Celebrating the holidays can be difficult when you are grieving the loss of a loved one. The influx of grief this time of year is a common reason many people seek the help of a therapist. Grief typically surfaces around Thanksgiving and continues to build throughout the holiday season.
Despite how overwhelming grief can feel, it’s possible to cope and find healthy ways to celebrate. If you’re struggling with grief from the loss of a loved one, these five coping strategies can help you through the holidays this year:
1. Accept that grief is a part of healing
Time alone doesn’t heal the wounds created by such a significant loss, but grief is the process by which you heal. Coping with your pain rather than trying to escape it can support the healing process in the long term.
You may be tempted to numb your feelings with drugs or alcohol, or simply pretend the holidays don’t exist. However, there are healthier and more productive ways to cope with grief like speaking with a therapist, attending support groups, or confiding in a close friend. Eventually, the holidays will get easier and it’s okay to seek the support of others until then.
2. Set healthy boundaries
If the local Christmas tree lighting or the office “Secret Santa” gift exchange are likely to bring about too many painful memories, you can skip it this year. Establish healthy boundaries for yourself while you are grieving. Other people may pressure you to participate in holiday activities, but you certainly don’t have to if you don’t feel ready.
3. Focus on things within your control
There are a lot of things you can’t control about the holidays. You can’t control the Christmas music playing in the elevator or the conversations you overhear between coworkers about New Year’s Eve parties and family plans. Keep in mind that life goes on for other people and their excitement doesn’t mean your feelings aren’t valid.

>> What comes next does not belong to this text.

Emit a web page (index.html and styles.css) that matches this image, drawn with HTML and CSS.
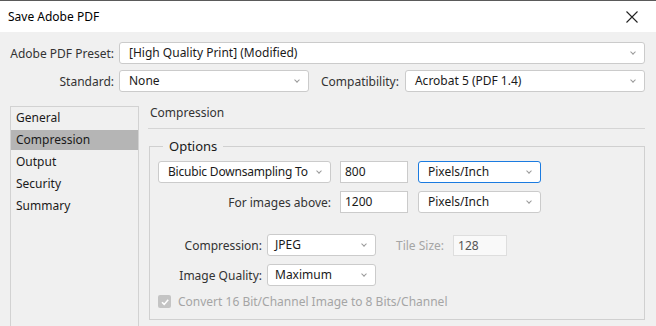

Focus on things you can control to lessen the heartache you feel when situations trigger or worsen your grief. Consider limiting your decorations, incorporating new holiday traditions, or shopping for presents online.
4. Honor your memories
Create a special way to remember the person you’ve lost. Light a candle in their honor or eat their favorite meal. Acknowledging your loved one during this time of year can serve as a tangible reminder that although your loved one is gone, the love you feel for them never dies.
5. Ask for help
Don’t be afraid to ask for help when you’re struggling with grief during the holidays. Reminding friends and family members that you’re having a difficult time may be enough, but you also may want to reach out for more support in the form of therapy or counseling. Join a local support group or contact a licensed professional who can help you find healthy ways to cope with your grief.